TOPEKA, Kan. (KSNT) – In December, Bo Brockman from Topeka had a major scare. His three-year-old dog Cersei was attacked by a hunting dog, and Brockman wasn’t sure if she would make it.
“[The dog] attacked her and chewed on her,” Brockman said. “She was ripped apart on her stomach and her leg, and had a few punctures here and there.”
After first taking her to an emergency animal clinic, her wounds were so severe that vets at the University Veterinary Care Center in Topeka were unsure at first on how best to treat her.
“Their concern shortly after it happened was ‘is the dog going to live?'” said Dr. Travis Gratton, the owner of UVCC. “Then we got down to ‘are we able to save the leg?’ She did lose some muscle and partial muscle, because of the trauma and infection. We were left with a huge gaping wound, and honestly our thought was, ‘what are we going to do with this?'”

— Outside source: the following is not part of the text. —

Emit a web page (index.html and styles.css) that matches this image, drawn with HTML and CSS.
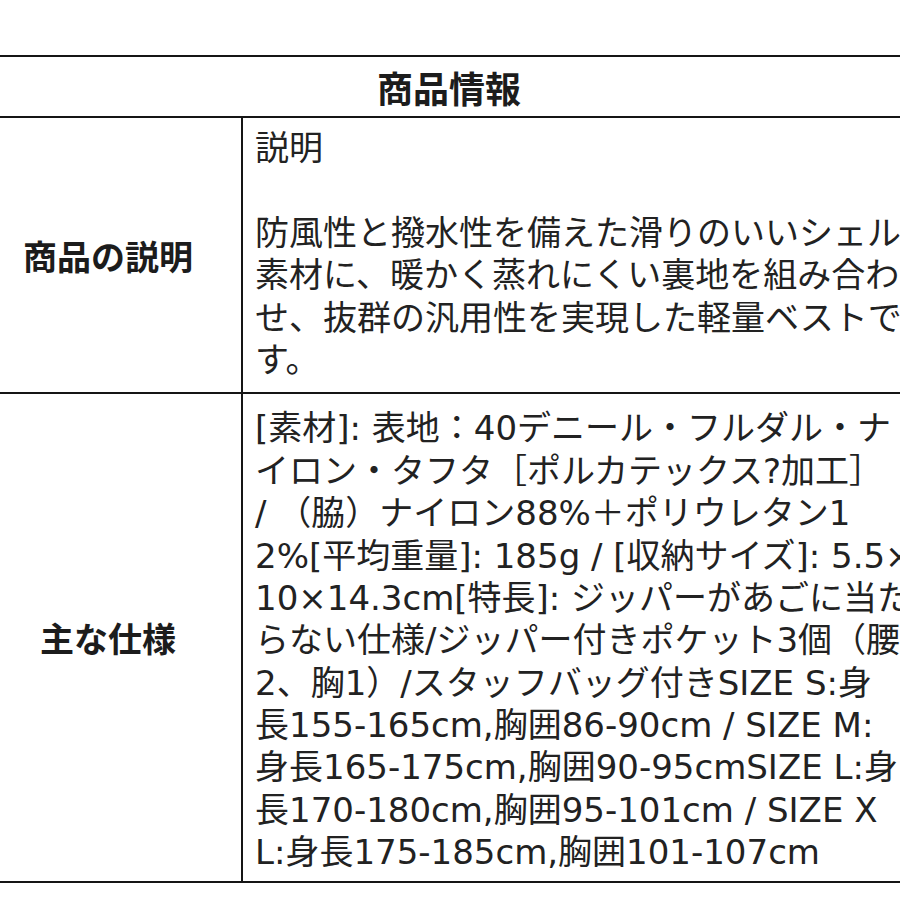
FILE: index.html
```html
<!DOCTYPE html>
<html lang="ja">
<head>
<meta charset="utf-8">
<title>商品情報</title>
<link rel="stylesheet" href="styles.css">
</head>
<body>
<div class="page">
  <div class="info-table">
    <div class="head-cell">商品情報</div>

    <div class="label-cell row-desc">商品の説明</div>
    <div class="value-cell row-desc">
      <div class="line">説明</div>
      <div class="line">&nbsp;</div>
      <div class="line">防風性と撥水性を備えた滑りのいいシェル</div>
      <div class="line">素材に、暖かく蒸れにくい裏地を組み合わ</div>
      <div class="line">せ、抜群の汎用性を実現した軽量ベストで</div>
      <div class="line">す。</div>
    </div>

    <div class="label-cell row-spec">主な仕様</div>
    <div class="value-cell row-spec">
      <div class="line">[素材]: 表地：40デニール・フルダル・ナ</div>
      <div class="line">イロン・タフタ［ポルカテックス?加工］</div>
      <div class="line">/ （脇）ナイロン88%＋ポリウレタン1</div>
      <div class="line">2%[平均重量]: 185g / [収納サイズ]: 5.5×</div>
      <div class="line">10×14.3cm[特長]: ジッパーがあごに当た</div>
      <div class="line">らない仕様/ジッパー付きポケット3個（腰</div>
      <div class="line">2、胸1）/スタッフバッグ付きSIZE S:身</div>
      <div class="line">長155-165cm,胸囲86-90cm / SIZE M:</div>
      <div class="line">身長165-175cm,胸囲90-95cmSIZE L:身</div>
      <div class="line">長170-180cm,胸囲95-101cm / SIZE X</div>
      <div class="line">L:身長175-185cm,胸囲101-107cm</div>
    </div>
  </div>
</div>
</body>
</html>
```

FILE: styles.css
```css
html, body {
  margin: 0;
  padding: 0;
  background: #ffffff;
}

body {
  width: 900px;
  height: 900px;
  overflow: hidden;
  font-family: "Noto Sans CJK JP", "Noto Sans", sans-serif;
  color: #1c1c1c;
}

.page {
  padding-top: 55px;
}

.info-table {
  display: grid;
  grid-template-columns: 268px 1fr;
  width: 940px;
  margin-left: -27px;
  border-top: 2px solid #151515;
  border-left: 2px solid #151515;
}

.head-cell {
  grid-column: 1 / 3;
  height: 59px;
  display: flex;
  align-items: center;
  justify-content: center;
  font-size: 36px;
  font-weight: 700;
  border-bottom: 2px solid #151515;
  padding-left: 8px;
}

.label-cell {
  display: flex;
  align-items: center;
  justify-content: center;
  font-size: 34px;
  font-weight: 700;
  border-right: 2px solid #151515;
  border-bottom: 2px solid #151515;
}

.value-cell {
  border-bottom: 2px solid #151515;
  padding-left: 12px;
  font-family: "DejaVu Sans", "Noto Sans CJK JP", sans-serif;
  font-size: 34px;
  line-height: 42.4px;
  white-space: nowrap;
  overflow: hidden;
  color: #222222;
}

.value-cell.row-desc {
  padding-top: 9px;
  padding-bottom: 11px;
}

.value-cell.row-spec {
  padding-top: 13px;
  padding-bottom: 7px;
}

.line {
  height: 42.4px;
}
```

After some research, Gratton and his team decided to combine two new medical advancements: Platelet-Rich Fibrin (PRF), which uses the dog’s own cells to speed up the healing process, and fish skin to cover up the wound while the dog’s skin heals under and through the fish skin.
“The advent of these new technologies and combining them, has the potential to fix these cases with phenomenal outcomes compared to what we used to see,” Gratton said. “And the length of time it takes to manage these wounds is unbelievable.”
After several surgeries, the results speak for themselves:
“When we saw her 43 days later, we had two areas the size of my thumb that were left to heal,” Gratton said.
“Can’t thank them enough,” Brockman said tearfully.
Local medical advancements and innovative thinking helped a furry friend get back to normal as quickly as possible.